[EXERCISE DESCRIPTION] Leave out the pictures and repeat the rest of the material exactly.

[GIVEN DATA]

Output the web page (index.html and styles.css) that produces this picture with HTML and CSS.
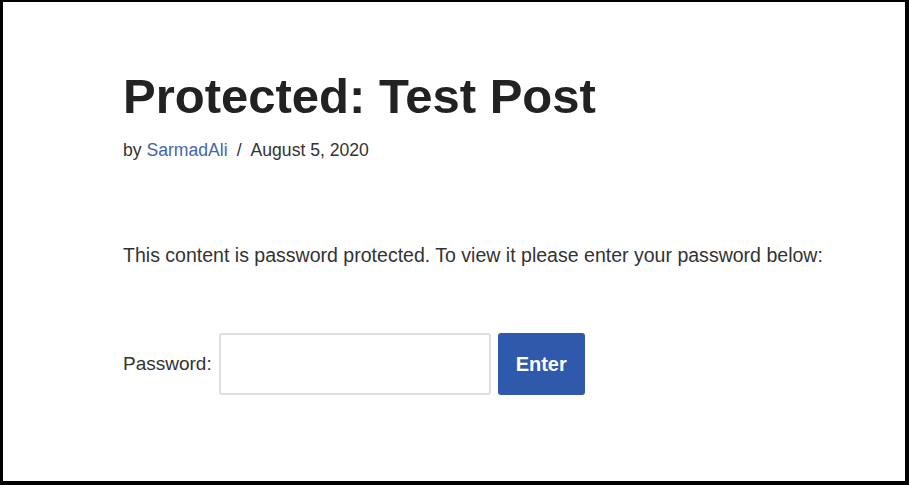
FILE: index.html
```html
<!DOCTYPE html>
<html>
<head>
<meta charset="utf-8">
<link rel="stylesheet" href="styles.css">
</head>
<body>
<div class="frame">
  <article class="post">
    <h1 class="title">Protected: Test Post</h1>
    <div class="meta">by <a class="author" href="#">SarmadAli</a><span class="sep">/</span>August 5, 2020</div>
    <p class="notice">This content is password protected. To view it please enter your password below:</p>
    <form class="pwform">
      <label class="label">Password:</label>
      <input class="input" type="password">
      <button class="btn" type="button">Enter</button>
    </form>
  </article>
</div>
</body>
</html>
```
FILE: styles.css
```css
html, body { margin: 0; padding: 0; background: #fff; }
body { font-family: "Liberation Sans", Arial, sans-serif; color: #333; }
.frame {
  box-sizing: border-box;
  width: 909px;
  height: 485px;
  border-style: solid;
  border-color: #000;
  border-width: 2px 4px 4px 3px;
  background: #fff;
}
.post { padding: 64px 0 0 120px; }
.title {
  margin: 0;
  font-size: 49px;
  font-weight: 700;
  line-height: 60px;
  color: #222;
}
.meta {
  margin-top: 14px;
  font-size: 17.6px;
  line-height: 20px;
  color: #333;
}
.author { color: #4467a4; text-decoration: none; }
.sep { margin: 0 9px; }
.notice {
  margin: 82px 0 0;
  font-size: 19.55px;
  line-height: 26px;
  color: #333;
}
.pwform {
  margin-top: 65px;
  display: flex;
  align-items: center;
}
.label { font-size: 19px; color: #333; margin-right: 7px; }
.input {
  box-sizing: border-box;
  width: 272px;
  height: 62px;
  border: 2px solid #dedede;
  border-radius: 3px;
  margin: 0 7px 0 0;
  padding: 0;
}
.btn {
  box-sizing: border-box;
  width: 87px;
  height: 62px;
  border: none;
  border-radius: 3px;
  background: #2f59ab;
  color: #fff;
  font-family: "Liberation Sans", Arial, sans-serif;
  font-weight: 700;
  font-size: 20px;
  padding: 0;
}
```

[ANSWER TO THIS PROBLEM]
Output the web page (index.html and styles.css) that produces this picture with HTML and CSS.
FILE: index.html
```html
<!DOCTYPE html>
<html>
<head>
<meta charset="utf-8">
<link rel="stylesheet" href="styles.css">
</head>
<body>
<div class="frame">
  <article class="post">
    <h1 class="title">Protected: Test Post</h1>
    <div class="meta">by <a class="author" href="#">SarmadAli</a><span class="sep">/</span>August 5, 2020</div>
    <p class="notice">This content is password protected. To view it please enter your password below:</p>
    <form class="pwform">
      <label class="label">Password:</label>
      <input class="input" type="password">
      <button class="btn" type="button">Enter</button>
    </form>
  </article>
</div>
</body>
</html>
```
FILE: styles.css
```css
html, body { margin: 0; padding: 0; background: #fff; }
body { font-family: "Liberation Sans", Arial, sans-serif; color: #333; }
.frame {
  box-sizing: border-box;
  width: 909px;
  height: 485px;
  border-style: solid;
  border-color: #000;
  border-width: 2px 4px 4px 3px;
  background: #fff;
}
.post { padding: 64px 0 0 120px; }
.title {
  margin: 0;
  font-size: 49px;
  font-weight: 700;
  line-height: 60px;
  color: #222;
}
.meta {
  margin-top: 14px;
  font-size: 17.6px;
  line-height: 20px;
  color: #333;
}
.author { color: #4467a4; text-decoration: none; }
.sep { margin: 0 9px; }
.notice {
  margin: 82px 0 0;
  font-size: 19.55px;
  line-height: 26px;
  color: #333;
}
.pwform {
  margin-top: 65px;
  display: flex;
  align-items: center;
}
.label { font-size: 19px; color: #333; margin-right: 7px; }
.input {
  box-sizing: border-box;
  width: 272px;
  height: 62px;
  border: 2px solid #dedede;
  border-radius: 3px;
  margin: 0 7px 0 0;
  padding: 0;
}
.btn {
  box-sizing: border-box;
  width: 87px;
  height: 62px;
  border: none;
  border-radius: 3px;
  background: #2f59ab;
  color: #fff;
  font-family: "Liberation Sans", Arial, sans-serif;
  font-weight: 700;
  font-size: 20px;
  padding: 0;
}
```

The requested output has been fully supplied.